Sailboat Wanted

We got a text from Dan. He found a sailboat for sale on Craig’s List. The seller, who lives near Marquette, about 3+ hours away, is asking $500 or best offer. This is an “old” 13.5′ wooden sailboat, the hull was originally manufactured by the Old Town Canoe Company in 1950. It is a similar model to the sailboat Robert Manry famously used in 1965 to cross the Atlantic Ocean. He set the record for an Atlantic crossing in the smallest boat with that voyage. He called his boat the Tinkerbelle. This boat was refashioned in a similar way as Manry refashioned his (with cabin) and was last sailed 12 years ago. Comes with sails, rigging, and trailer. The seller rates its condition as fair. 

In 1971, while I was in high school, I too bought a sailboat for $500. It was a Snipe, a 15.5′ dinghy. I just Googled its class number and discovered that it was built during World War II. Likely in 1943-45. I didn’t have Craig’s List back then. I think I saw the ad on the school’s bulletin board. I bought it from a classmate. It too included sails, rigging, and trailer and I would rate its condition as fair. After about another $500, a whole lot of sweat equity and my father’s help, it was ready for the water. I sailed it for a few years. First taking the family out on Portage Lake, near Ann Arbor. Then I courted Anne with it. Eventually, what with college, I grew tired of it and sold it again for $500.

My father taught me how to sail, as I taught Dan. There was a boat up here that he loved to sail, a Whaler. It was kind of a pig of a boat, but he loved it and was quite good at handling it. One summer there was a beach wedding and some of the other guest took it out, when they shouldn’t. They nearly drowned and Dan had to help in the rescue. He saved the boat, but no good deed goes unpunished though, because next summer he discovered that someone had wrecked the boat, by destroying its rigging. 

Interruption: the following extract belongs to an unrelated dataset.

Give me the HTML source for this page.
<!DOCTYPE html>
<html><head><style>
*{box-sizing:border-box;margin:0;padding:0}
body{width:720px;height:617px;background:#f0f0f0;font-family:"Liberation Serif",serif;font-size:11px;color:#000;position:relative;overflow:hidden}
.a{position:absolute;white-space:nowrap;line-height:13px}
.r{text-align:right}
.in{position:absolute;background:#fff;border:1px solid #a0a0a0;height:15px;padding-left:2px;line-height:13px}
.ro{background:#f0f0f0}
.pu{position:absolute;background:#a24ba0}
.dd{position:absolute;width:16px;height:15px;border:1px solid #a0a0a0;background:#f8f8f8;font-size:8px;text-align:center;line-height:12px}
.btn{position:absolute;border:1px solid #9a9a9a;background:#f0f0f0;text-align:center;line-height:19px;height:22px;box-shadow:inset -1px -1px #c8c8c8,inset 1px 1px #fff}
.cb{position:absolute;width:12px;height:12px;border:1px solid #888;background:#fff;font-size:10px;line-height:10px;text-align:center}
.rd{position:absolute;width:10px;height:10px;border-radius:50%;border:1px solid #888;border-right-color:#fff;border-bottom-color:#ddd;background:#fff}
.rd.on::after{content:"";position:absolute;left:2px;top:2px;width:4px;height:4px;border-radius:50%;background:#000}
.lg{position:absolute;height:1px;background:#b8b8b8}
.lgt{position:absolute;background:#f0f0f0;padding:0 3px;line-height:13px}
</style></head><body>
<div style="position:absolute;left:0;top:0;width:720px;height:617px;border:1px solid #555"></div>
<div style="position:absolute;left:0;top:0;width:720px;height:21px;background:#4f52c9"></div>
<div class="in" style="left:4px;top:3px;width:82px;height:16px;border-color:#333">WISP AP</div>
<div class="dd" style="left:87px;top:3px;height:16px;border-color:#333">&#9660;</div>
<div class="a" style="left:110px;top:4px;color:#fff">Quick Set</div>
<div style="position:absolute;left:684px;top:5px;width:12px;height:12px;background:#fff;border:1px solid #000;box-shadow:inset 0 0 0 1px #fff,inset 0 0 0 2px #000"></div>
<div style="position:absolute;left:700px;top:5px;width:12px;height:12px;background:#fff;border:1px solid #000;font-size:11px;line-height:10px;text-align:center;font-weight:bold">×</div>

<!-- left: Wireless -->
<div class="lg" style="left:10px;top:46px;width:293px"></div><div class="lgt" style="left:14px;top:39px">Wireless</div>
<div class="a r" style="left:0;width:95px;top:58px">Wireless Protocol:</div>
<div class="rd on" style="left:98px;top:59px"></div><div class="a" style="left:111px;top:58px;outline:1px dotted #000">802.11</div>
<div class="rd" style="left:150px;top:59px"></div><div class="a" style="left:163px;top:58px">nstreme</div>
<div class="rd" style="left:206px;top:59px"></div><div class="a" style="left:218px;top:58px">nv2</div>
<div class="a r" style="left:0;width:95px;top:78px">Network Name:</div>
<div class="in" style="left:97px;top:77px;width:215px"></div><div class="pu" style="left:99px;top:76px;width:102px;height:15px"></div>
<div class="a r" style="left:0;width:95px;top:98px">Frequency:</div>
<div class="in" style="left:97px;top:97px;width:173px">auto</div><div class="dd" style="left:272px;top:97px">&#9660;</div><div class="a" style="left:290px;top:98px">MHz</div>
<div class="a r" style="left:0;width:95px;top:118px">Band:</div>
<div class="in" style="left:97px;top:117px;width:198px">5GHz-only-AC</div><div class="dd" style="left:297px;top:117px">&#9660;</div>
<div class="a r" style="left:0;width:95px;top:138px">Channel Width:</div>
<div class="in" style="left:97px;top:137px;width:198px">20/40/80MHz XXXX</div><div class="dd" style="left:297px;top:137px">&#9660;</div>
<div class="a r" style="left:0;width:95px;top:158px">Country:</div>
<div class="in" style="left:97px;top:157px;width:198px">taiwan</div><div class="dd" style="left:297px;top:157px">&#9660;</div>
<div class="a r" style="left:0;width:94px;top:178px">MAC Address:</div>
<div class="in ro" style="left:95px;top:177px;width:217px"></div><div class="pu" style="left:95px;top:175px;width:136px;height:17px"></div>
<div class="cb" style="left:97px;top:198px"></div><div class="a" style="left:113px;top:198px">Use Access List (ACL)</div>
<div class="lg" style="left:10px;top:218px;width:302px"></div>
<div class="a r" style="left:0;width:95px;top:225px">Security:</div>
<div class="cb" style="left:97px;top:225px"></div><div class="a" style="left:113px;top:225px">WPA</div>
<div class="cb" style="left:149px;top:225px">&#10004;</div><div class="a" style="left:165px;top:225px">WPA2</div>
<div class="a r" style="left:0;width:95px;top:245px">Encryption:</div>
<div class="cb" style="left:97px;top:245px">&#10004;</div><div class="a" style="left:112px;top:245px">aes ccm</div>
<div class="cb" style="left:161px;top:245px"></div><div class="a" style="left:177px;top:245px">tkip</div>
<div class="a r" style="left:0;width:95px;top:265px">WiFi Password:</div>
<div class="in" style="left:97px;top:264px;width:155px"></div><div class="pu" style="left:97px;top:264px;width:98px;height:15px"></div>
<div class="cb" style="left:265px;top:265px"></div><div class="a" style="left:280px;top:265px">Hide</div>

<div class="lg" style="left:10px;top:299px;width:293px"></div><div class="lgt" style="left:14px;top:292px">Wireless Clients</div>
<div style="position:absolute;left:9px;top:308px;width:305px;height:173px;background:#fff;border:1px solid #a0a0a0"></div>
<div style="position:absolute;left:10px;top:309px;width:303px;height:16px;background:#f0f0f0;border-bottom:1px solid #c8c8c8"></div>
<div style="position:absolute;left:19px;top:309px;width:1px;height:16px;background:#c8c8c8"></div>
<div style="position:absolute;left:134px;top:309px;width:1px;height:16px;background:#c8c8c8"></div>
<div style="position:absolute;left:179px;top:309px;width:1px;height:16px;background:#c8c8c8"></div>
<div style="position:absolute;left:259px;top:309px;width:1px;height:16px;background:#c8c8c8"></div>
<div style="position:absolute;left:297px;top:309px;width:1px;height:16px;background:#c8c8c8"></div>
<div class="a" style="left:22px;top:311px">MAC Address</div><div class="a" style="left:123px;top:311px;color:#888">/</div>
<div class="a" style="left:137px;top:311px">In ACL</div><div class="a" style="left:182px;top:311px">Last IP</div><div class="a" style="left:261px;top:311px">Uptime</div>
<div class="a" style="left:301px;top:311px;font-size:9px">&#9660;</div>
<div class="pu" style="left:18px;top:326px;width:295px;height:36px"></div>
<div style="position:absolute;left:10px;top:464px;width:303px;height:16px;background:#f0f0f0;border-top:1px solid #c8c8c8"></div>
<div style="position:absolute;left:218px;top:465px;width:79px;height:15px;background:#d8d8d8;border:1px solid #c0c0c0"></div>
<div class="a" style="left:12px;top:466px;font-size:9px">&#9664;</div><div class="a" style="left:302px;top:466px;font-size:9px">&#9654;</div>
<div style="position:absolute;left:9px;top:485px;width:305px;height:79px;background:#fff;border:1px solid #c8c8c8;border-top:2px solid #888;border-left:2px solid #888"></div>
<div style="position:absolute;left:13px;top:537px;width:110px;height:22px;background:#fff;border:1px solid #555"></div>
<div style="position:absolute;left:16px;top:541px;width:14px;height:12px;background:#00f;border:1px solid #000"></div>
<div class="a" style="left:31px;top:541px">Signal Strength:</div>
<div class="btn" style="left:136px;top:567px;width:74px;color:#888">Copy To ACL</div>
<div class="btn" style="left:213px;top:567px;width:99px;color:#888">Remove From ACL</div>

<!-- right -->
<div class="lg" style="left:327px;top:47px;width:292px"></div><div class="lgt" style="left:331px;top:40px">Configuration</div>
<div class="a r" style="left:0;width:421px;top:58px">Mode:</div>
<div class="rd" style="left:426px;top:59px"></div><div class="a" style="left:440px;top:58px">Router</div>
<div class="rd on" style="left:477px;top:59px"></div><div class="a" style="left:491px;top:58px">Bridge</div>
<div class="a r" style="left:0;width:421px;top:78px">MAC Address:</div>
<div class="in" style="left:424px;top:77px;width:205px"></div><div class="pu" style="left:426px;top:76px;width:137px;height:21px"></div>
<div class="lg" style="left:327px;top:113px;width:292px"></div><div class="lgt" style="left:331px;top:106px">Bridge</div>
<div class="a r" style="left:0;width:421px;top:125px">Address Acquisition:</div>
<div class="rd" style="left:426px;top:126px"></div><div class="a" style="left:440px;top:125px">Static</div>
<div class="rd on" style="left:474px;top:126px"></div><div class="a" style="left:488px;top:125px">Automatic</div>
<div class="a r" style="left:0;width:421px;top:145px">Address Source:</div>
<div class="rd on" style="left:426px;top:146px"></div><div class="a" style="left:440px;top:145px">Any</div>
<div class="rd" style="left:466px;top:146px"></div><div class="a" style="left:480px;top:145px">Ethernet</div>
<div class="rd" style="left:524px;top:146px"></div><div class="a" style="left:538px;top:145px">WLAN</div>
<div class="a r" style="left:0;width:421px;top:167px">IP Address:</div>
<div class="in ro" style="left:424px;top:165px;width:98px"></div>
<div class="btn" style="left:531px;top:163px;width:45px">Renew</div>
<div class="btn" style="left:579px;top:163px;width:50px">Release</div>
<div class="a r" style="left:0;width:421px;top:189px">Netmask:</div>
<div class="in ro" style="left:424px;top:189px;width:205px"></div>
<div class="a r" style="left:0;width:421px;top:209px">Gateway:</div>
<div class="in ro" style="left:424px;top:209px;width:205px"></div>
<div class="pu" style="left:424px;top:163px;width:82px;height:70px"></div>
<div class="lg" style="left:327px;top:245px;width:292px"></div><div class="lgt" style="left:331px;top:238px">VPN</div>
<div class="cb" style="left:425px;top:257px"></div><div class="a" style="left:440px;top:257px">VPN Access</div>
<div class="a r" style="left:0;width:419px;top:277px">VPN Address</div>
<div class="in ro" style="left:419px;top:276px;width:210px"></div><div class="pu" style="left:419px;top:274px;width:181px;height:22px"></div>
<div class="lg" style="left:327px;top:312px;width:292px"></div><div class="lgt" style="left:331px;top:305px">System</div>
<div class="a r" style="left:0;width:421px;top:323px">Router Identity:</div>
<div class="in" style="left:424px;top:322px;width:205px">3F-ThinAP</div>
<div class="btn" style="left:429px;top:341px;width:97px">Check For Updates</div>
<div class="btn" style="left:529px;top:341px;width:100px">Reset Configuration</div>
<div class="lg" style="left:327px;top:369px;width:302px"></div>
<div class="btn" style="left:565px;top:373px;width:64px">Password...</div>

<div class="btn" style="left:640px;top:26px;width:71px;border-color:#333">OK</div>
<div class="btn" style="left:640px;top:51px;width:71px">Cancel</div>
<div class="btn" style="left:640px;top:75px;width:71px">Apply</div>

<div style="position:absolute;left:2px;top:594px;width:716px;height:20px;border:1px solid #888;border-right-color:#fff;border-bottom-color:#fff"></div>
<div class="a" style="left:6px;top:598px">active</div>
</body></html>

Dan has pined for a new sailboat ever since. He’s in Brooklyn now and when last we visited him, Anne and I took a turn through Central Park. At one of the ponds there (Back east every nonflowing body of water bigger than a puddle and smaller than the Atlantic is a pond.), there was this pictured boathouse for model sailboats. I asked the caretaker about them and she told me that they sell for up to $5,000. I’m thinking now that maybe more than $500 is a better offer.

2 thoughts on “Sailboat Wanted

  1. So, the old Boston Whaler is no more? Sorry to hear that. Any why would anyone wreck the rigging???